Panel from the comic, “The Torture Report.”
This article originally appeared in Journal of Political Inquiry.

On September 17, 2001, the United States took its first steps into a global War on Terror. President George W. Bush signed a memorandum authorizing the capture and detention of individuals they believed were linked to terrorist attacks against the United States or its interests. In pursuing a program that was, CIA officials assured, vital to protecting the country from potential attacks, Bush set the United States on a path of moral compromise that has led to abuses at Abu Ghraib prison and drone strikes in Pakistan, Somalia and Yemen. This transnational war has defined two presidencies and will undoubtedly define a third.

Abu Zubaydah was captured during a Pakistani raid in March 2002, the first individual detained following the issuance of a memo stating that al-Qa’ida and Taliban detainees were not entitled to humane treatment as prisoners of war. Zubaydah spent the next four years at Detention Site Green, a CIA black site believed to have been in Thailand. Despite cooperating with FBI special agents and providing the identity of “the mastermind of the 9/11 attacks,” CIA officials believed interrogators needed to overcome Zubaydah’s “resistance to interrogation.”

This was the beginning of the CIA program that would, over the course of five years, capture and detain 119 men, and torture at least 39 of them. In their latest graphic novel, comic authors Sid Jacobson and Ernie Colón take on one of the darkest corners of the War on Terror. The Torture Report depicts the Senate Intelligence Committee’s investigation into CIA use of enhanced interrogation techniques (EITs). Closely following the structure of the 576-page executive summary, Jacobson and Colón chronicle the treatment of six men, the lies and misrepresentations of the CIA and the committee’s findings.

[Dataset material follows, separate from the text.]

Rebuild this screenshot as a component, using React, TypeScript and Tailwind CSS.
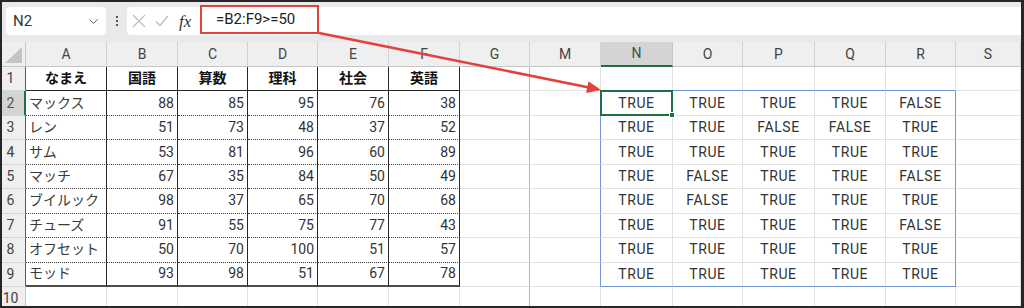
import React from 'react';
import { ChevronDown } from 'lucide-react';

const COLS = ['A', 'B', 'C', 'D', 'E', 'F', 'G', 'M', 'N', 'O', 'P', 'Q', 'R', 'S'];
const HEADS = ['なまえ', '国語', '算数', '理科', '社会', '英語'];

const SCORES: [string, number, number, number, number, number][] = [
  ['マックス', 88, 85, 95, 76, 38],
  ['レン', 51, 73, 48, 37, 52],
  ['サム', 53, 81, 96, 60, 89],
  ['マッチ', 67, 35, 84, 50, 49],
  ['ブイルック', 98, 37, 65, 70, 68],
  ['チューズ', 91, 55, 75, 77, 43],
  ['オフセット', 50, 70, 100, 51, 57],
  ['モッド', 93, 98, 51, 67, 78],
];

const BLUE = 'border-r border-r-[#7096d8]';

// right + bottom borders for a body cell (r = sheet row 1..10, ci = index into COLS)
const borders = (r: number, ci: number) => {
  let right = 'border-r border-r-[#e1e1e1]';
  let bottom = 'border-b border-b-[#e1e1e1]';
  if (r <= 9 && ci <= 5) {
    right = 'border-r border-r-[#262626]';
    if (r === 1) bottom = 'border-b border-b-[#262626]';
    else if (r === 9) bottom = 'border-b-2 border-b-[#4d4d4d]';
    else bottom = 'border-b border-b-[#3c3c3c] [border-bottom-style:dotted]!';
  }
  if (ci === 6) right = 'border-r border-r-[#b8b8b8]';
  if ((ci === 7 || ci === 12) && r >= 2 && r <= 9) right = BLUE;
  if ((r === 1 || r === 9) && ci >= 8 && ci <= 12) bottom = 'border-b border-b-[#7096d8]';
  if (r === 10) bottom = '';
  return `${right} ${bottom}`;
};

const cellText = (r: number, ci: number) => {
  if (r === 1 && ci <= 5) return { text: HEADS[ci], cls: 'justify-center font-bold text-[#111]' };
  if (r >= 2 && r <= 9) {
    const row = SCORES[r - 2];
    if (ci === 0) return { text: row[0], cls: 'justify-start pl-[3px] text-[#3a3a3a]' };
    if (ci <= 5) return { text: String(row[ci]), cls: 'justify-end pr-[3px] text-[#333]' };
    if (ci >= 8 && ci <= 12) {
      const v = row[ci - 7] as number;
      return { text: v >= 50 ? 'TRUE' : 'FALSE', cls: 'justify-center tracking-[0.04em] text-[#333]' };
    }
  }
  return { text: '', cls: '' };
};

const FormulaBar = () => (
  <div className="h-[40px] shrink-0 bg-[#e9e9e9] flex items-start pt-[5px] pl-[4px]">
    <div className="w-[100px] h-[28px] rounded-[4px] bg-white flex items-center pl-[7px] pr-[5px] text-[15px] text-[#333] font-['Roboto',sans-serif]">
      <span className="flex-1">N2</span>
      <ChevronDown size={15} strokeWidth={1.6} className="text-[#555]" />
    </div>
    <div className="w-[21px] h-[28px] flex flex-col items-center justify-center gap-[2px]">
      <span className="w-[2px] h-[2px] bg-[#555]" />
      <span className="w-[2px] h-[2px] bg-[#555]" />
      <span className="w-[2px] h-[2px] bg-[#555]" />
    </div>
    <div className="flex-1 h-[28px] rounded-l-[4px] bg-white flex items-center pl-[5px]">
      <div className="w-[23px] flex items-center">
        <svg width="14" height="14" viewBox="0 0 14 14" fill="none" stroke="#bdbdbd" strokeWidth="1.2">
          <path d="M1 1L13 13M13 1L1 13" />
        </svg>
      </div>
      <div className="w-[24px] flex items-center">
        <svg width="14" height="12" viewBox="0 0 14 12" fill="none" stroke="#bdbdbd" strokeWidth="1.2">
          <path d="M1 6.5L5 10.5L13 1" />
        </svg>
      </div>
      <div className="w-[21px] text-[17px] italic text-[#333] font-['Liberation_Serif',serif] leading-none">fx</div>
      <div className="self-start -mt-[2px] w-[119px] h-[29px] border-2 border-[#e5403c] flex items-center pl-[14px] text-[15px] text-[#222] font-['Roboto',sans-serif]">
        =B2:F9&gt;=50
      </div>
    </div>
  </div>
);

const Sheet = () => {
  const rows = [1, 2, 3, 4, 5, 6, 7, 8, 9, 10];
  return (
    <div className="flex-1 grid grid-cols-[24px_81px_71px_70px_70px_71px_71px_70px_71px_72px_70px_72px_71px_70px_1fr] grid-rows-[25px_repeat(9,24.44px)_1fr] text-[14px] font-['Roboto','Noto_Sans_CJK_JP',sans-serif]">
      {/* header row */}
      <div className="relative bg-[#efefef] border-r border-r-[#c6c6c6] border-b border-b-[#c6c6c6]">
        <svg className="absolute right-[3px] bottom-[3px]" width="17" height="16" viewBox="0 0 17 16">
          <polygon points="17,0 17,16 0,16" fill="#c4c4c4" />
        </svg>
      </div>
      {COLS.map((c) =>
        c === 'N' ? (
          <div key={c} className="bg-[#d4d4d4] border-r border-r-[#c6c6c6] border-b-2 border-b-[#1e7145] flex items-center justify-center text-[#2f5a46]">
            {c}
          </div>
        ) : (
          <div key={c} className="bg-[#efefef] border-r border-r-[#d2d2d2] border-b border-b-[#c6c6c6] flex items-center justify-center text-[#444]">
            {c}
          </div>
        )
      )}

      {rows.map((r) => (
        <React.Fragment key={r}>
          {r === 2 ? (
            <div className="bg-[#d4d4d4] border-r-2 border-r-[#1e7145] border-b border-b-[#d6d6d6] flex items-center justify-center pr-[5px] text-[#555]">
              {r}
            </div>
          ) : r <= 9 ? (
            <div className="bg-[#efefef] border-r border-r-[#5a5a5a] border-b border-b-[#d6d6d6] flex items-center justify-center pr-[6px] text-[#444]">
              {r}
            </div>
          ) : (
            <div className="bg-[#efefef] border-r border-r-[#c6c6c6] flex items-start pt-[1px] justify-center pr-[6px] text-[#444]">
              {r}
            </div>
          )}
          {COLS.map((c, ci) => {
            const t = cellText(r, ci);
            return (
              <div key={c} className={`relative flex items-center whitespace-nowrap ${borders(r, ci)} ${t.cls}`}>
                {t.text}
                {r === 2 && c === 'N' && (
                  <div className="absolute -inset-px border-2 border-[#1e7145] z-10">
                    <span className="absolute -right-[4px] -bottom-[4px] w-[6px] h-[6px] bg-[#1e7145] border border-white" />
                  </div>
                )}
              </div>
            );
          })}
        </React.Fragment>
      ))}
    </div>
  );
};

export default function App() {
  return (
    <div className="relative w-[1024px] h-[308px] bg-[#262626] pt-[2px] pl-[2px] pr-[3px] pb-[2px] overflow-hidden">
      <div className="h-full flex flex-col bg-white overflow-hidden">
        <FormulaBar />
        <Sheet />
      </div>
      <svg className="absolute inset-0 pointer-events-none z-20" width="1024" height="308" viewBox="0 0 1024 308">
        <line x1="319" y1="33" x2="589" y2="87.5" stroke="#e5403c" strokeWidth="2.5" />
        <polygon points="601,90 588.5,81.3 586.1,93.1" fill="#e5403c" />
      </svg>
    </div>
  );
}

The War on Terror has morphed and swollen in response to the persistent threat of terrorism domestically and abroad, with drastic consequences for US citizens and noncitizens alike. The Patriot Act—enacted by Bush and extended by Barack Obama—has led to the expansion of surveillance within and outside the state, and the greatest number of leak prosecutions in US history. Drone strikes and private military contractors have become regular features in US operations abroad, despite questionable legality and numerous missions resulting in civilian casualties. Opening the door for techniques that amounted to torture has sent the United States spiraling into ever-increasing anti-terror measures which have threatened freedoms and protections domestically, while diminishing the state’s moral standing abroad.